Employés et chômeurs

Selon les données de l’Office national des statistiques, au troisième trimestre 2019, la population active est de 964 248 personnes, dont 799 546 sont employées et 164 702 sont au chômage. Le taux d’activité au cours de cette période est de 57,2 %, le taux d’emploi de 47,4 %, tandis que le taux de chômage est de 17,1 %. En 2018, le taux d’emploi le plus élevé était de 45,1 %, et la même année, le taux de chômage le plus bas (20,7 %). Cette même année encore, le taux de pauvreté était de 21,9 %, avec un coefficient de Gini de 31,9 %. Le ménage moyen consomme environ 59,8 % de sa consommation pour répondre aux besoins de base, tels l’alimentation, l’habillement, le logement et les meubles.
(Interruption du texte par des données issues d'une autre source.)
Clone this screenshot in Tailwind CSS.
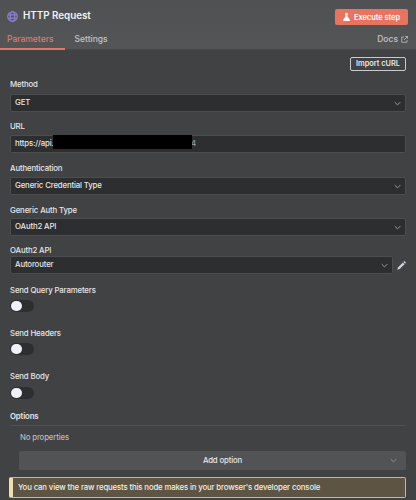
<!DOCTYPE html>
<html lang="en">
<head>
    <meta charset="UTF-8">
    <title>HTTP Request</title>
    <script src="https://cdn.jsdelivr.net/npm/@tailwindcss/browser@4"></script>
</head>
<body class="w-[416px] h-[500px] overflow-hidden bg-[#414244] font-['Inter',sans-serif] text-[#e6e6e8]">
    <!-- header -->
    <div class="h-[50px] bg-gradient-to-b from-[#505153] to-[#545557] border-b border-[#48494b] flex flex-col">
        <div class="flex items-center justify-between pl-[7px] pr-[8px] pt-[9px]">
            <div class="flex items-center gap-[5px] mb-[2px]">
                <svg class="w-[11px] h-[11px] text-[#8e7fd8]" viewBox="0 0 24 24" fill="none" stroke="currentColor" stroke-width="2.4">
                    <circle cx="12" cy="12" r="10.5"/>
                    <ellipse cx="12" cy="12" rx="4.8" ry="10.5"/>
                    <path d="M2 8.5h20M2 15.5h20"/>
                </svg>
                <span class="text-[9.8px] font-semibold text-[#f2f2f3]">HTTP Request</span>
            </div>
            <button class="w-[73px] h-[16px] bg-[#e8735f] rounded-[2px] flex items-center justify-center gap-[4px] text-[7.4px] font-semibold text-white">
                <svg class="w-[7px] h-[8px]" viewBox="0 0 14 16" fill="#fff"><path d="M4 0h6v1.5H9v4.8l4.6 7.4c.6 1-.1 2.3-1.3 2.3H1.7C.5 16-.2 14.7.4 13.7L5 6.3V1.5H4z"/></svg>
                Execute step
            </button>
        </div>
        <div class="flex items-end justify-between mt-auto">
            <div class="flex text-[8.5px] font-medium">
                <span class="w-[64.5px] pl-[7px] h-[17px] border-b-[2px] border-[#e07a66] text-[#e07a66] -mb-px">Parameters</span>
                <span class="pl-[10px] text-[#c3c4c8]">Settings</span>
            </div>
            <div class="flex items-center gap-[3px] pr-[8px] pb-[3px] text-[8.5px] font-medium text-[#c3c4c8]">
                Docs
                <svg class="w-[7px] h-[7px]" viewBox="0 0 14 14" fill="none" stroke="currentColor" stroke-width="1.5"><path d="M6 2H1.5v10.5H12V8M8.5 1H13v4.5M13 1 6 8"/></svg>
            </div>
        </div>
    </div>

    <!-- parameters -->
    <div class="px-[10px] text-[7.8px] tracking-[-0.15px] font-medium">
        <div class="flex justify-end mt-[7px]">
            <button class="w-[56px] h-[14px] border border-[#c9cacc] rounded-[2px] text-[7.4px] tracking-normal font-semibold text-[#e6e6e8] leading-none">Import cURL</button>
        </div>

        <div class="mt-[9px] h-[10px] leading-[8px]">Method</div>
        <div class="mt-[4px] h-[18px] w-[396px] flex items-center justify-between pl-[4px] pr-[4px] bg-[#2d2e30] border border-[#4c4d4f] rounded-[2px] text-[#e6e6e8]">
            GET
            <svg class="w-[7px] h-[5px] text-[#9a9b9e]" viewBox="0 0 10 6" fill="none" stroke="currentColor" stroke-width="1.4"><path d="M1 1l4 4 4-4"/></svg>
        </div>

        <div class="mt-[10px] h-[10px] leading-[8px]">URL</div>
        <div class="mt-[3px] h-[18px] w-[396px] relative flex items-center pl-[4px] bg-[#2d2e30] border border-[#4c4d4f] rounded-[2px] text-[#e6e6e8]">
            https://api.
            <span class="absolute left-[180px] text-[#9a9b9e]">4</span>
            <div class="absolute left-[42px] top-[-1px] w-[139px] h-[14px] bg-black"></div>
        </div>

        <div class="mt-[11px] h-[10px] leading-[8px]">Authentication</div>
        <div class="mt-[3px] h-[18px] w-[396px] flex items-center justify-between pl-[4px] pr-[4px] bg-[#2d2e30] border border-[#4c4d4f] rounded-[2px] text-[#e6e6e8]">
            Generic Credential Type
            <svg class="w-[7px] h-[5px] text-[#9a9b9e]" viewBox="0 0 10 6" fill="none" stroke="currentColor" stroke-width="1.4"><path d="M1 1l4 4 4-4"/></svg>
        </div>

        <div class="mt-[11px] h-[10px] leading-[8px]">Generic Auth Type</div>
        <div class="mt-[2px] h-[18px] w-[396px] flex items-center justify-between pl-[4px] pr-[4px] bg-[#2d2e30] border border-[#4c4d4f] rounded-[2px] text-[#e6e6e8]">
            OAuth2 API
            <svg class="w-[7px] h-[5px] text-[#9a9b9e]" viewBox="0 0 10 6" fill="none" stroke="currentColor" stroke-width="1.4"><path d="M1 1l4 4 4-4"/></svg>
        </div>

        <div class="mt-[10px] h-[10px] leading-[8px]">OAuth2 API</div>
        <div class="flex items-center gap-[4px] w-[396px]">
            <div class="h-[18px] w-[383px] flex items-center justify-between pl-[4px] pr-[4px] bg-[#2d2e30] border border-[#4c4d4f] rounded-[2px] text-[#e6e6e8]">
                Autorouter
                <svg class="w-[7px] h-[5px] text-[#9a9b9e]" viewBox="0 0 10 6" fill="none" stroke="currentColor" stroke-width="1.4"><path d="M1 1l4 4 4-4"/></svg>
            </div>
            <svg class="w-[9px] h-[9px] text-[#cfd0dc]" viewBox="0 0 12 12" fill="currentColor"><path d="M.5 11.5l.7-3L7.8 1.9l2.3 2.3-6.6 6.6zM8.5 1.2 9.3.4c.3-.3.8-.3 1.1 0l1.2 1.2c.3.3.3.8 0 1.1l-.8.8z"/></svg>
        </div>

        <div class="mt-[12px] h-[10px] leading-[8px]">Send Query Parameters</div>
        <div class="mt-[4px] w-[24px] h-[12px] rounded-full bg-[#2d2e30] flex items-center"><span class="w-[10.5px] h-[10.5px] ml-px rounded-full bg-[#f0f0f8]"></span></div>

        <div class="mt-[17px] h-[10px] leading-[8px]">Send Headers</div>
        <div class="mt-[4px] w-[24px] h-[12px] rounded-full bg-[#2d2e30] flex items-center"><span class="w-[10.5px] h-[10.5px] ml-px rounded-full bg-[#f0f0f8]"></span></div>

        <div class="mt-[17px] h-[10px] leading-[8px]">Send Body</div>
        <div class="mt-[5px] w-[24px] h-[12px] rounded-full bg-[#2d2e30] flex items-center"><span class="w-[10.5px] h-[10.5px] ml-px rounded-full bg-[#f0f0f8]"></span></div>

        <div class="mt-[13px] h-[12px] leading-[8px] w-[396px] border-b border-[#505153] font-semibold box-content pb-[1px]">Options</div>
        <div class="mt-[7px] pl-[10px] h-[10px] leading-[8px] text-[#b9babd]">No properties</div>
        <div class="mt-[8px] ml-[9px] w-[387px] h-[19px] relative flex items-center justify-center pl-[20px] bg-[#525355] rounded-[2px] text-[#e6e6e8]">
            Add option
            <svg class="absolute right-[9px] w-[7px] h-[5px] text-[#8f9093]" viewBox="0 0 10 6" fill="none" stroke="currentColor" stroke-width="1.4"><path d="M1 1l4 4 4-4"/></svg>
        </div>
        <div class="mt-[7px] -ml-px w-[397px] h-[21px] flex items-center bg-[#5d5443] border border-[#c9b98f] border-l-[4px] border-l-[#f2dfae] rounded-[2px] pl-[5px] text-[#f0efe9]">You can view the raw requests this node makes in your browser's developer console</div>
    </div>
</body>
</html>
L’indice des prix à la consommation selon la classification COICOP, en 2018, par rapport à 2017, a augmenté de 1,5 %. Pour l’instant, nous ne disposons pas de chiffres pour 2019

Conclusion

Toutes ces données laissent un message clair : bien que le pays dispose d’une stratégie pour le développement démographique, il est évident qu’il faut accorder plus d’attention à sa mise en œuvre afin d’obtenir des tendances démographiques favorables à l’avenir, qui sont des conditions de base pour le développement de tout le pays, mais aussi des conditions préalables à son cheminement européen vers l’intégration de l’Union européenne. La question se pose de savoir si, avec ce genre de chiffres sur les perspectives démographiques du pays, les résultats requis par le processus d’intégration européenne pourraient être atteints. De toute évidence, il est nécessaire de déployer rapidement des politiques publiques qui permettraient de contrer les effets des tendances démographiques défavorables, par des ajustements économiques et sociaux. Le plus urgent est surtout la nécessité d’organiser un nouveau recensement officiel, qui devrait être réalisé selon les normes des Nations unies et de l’Union européenne afin d’en garantir la fiabilité.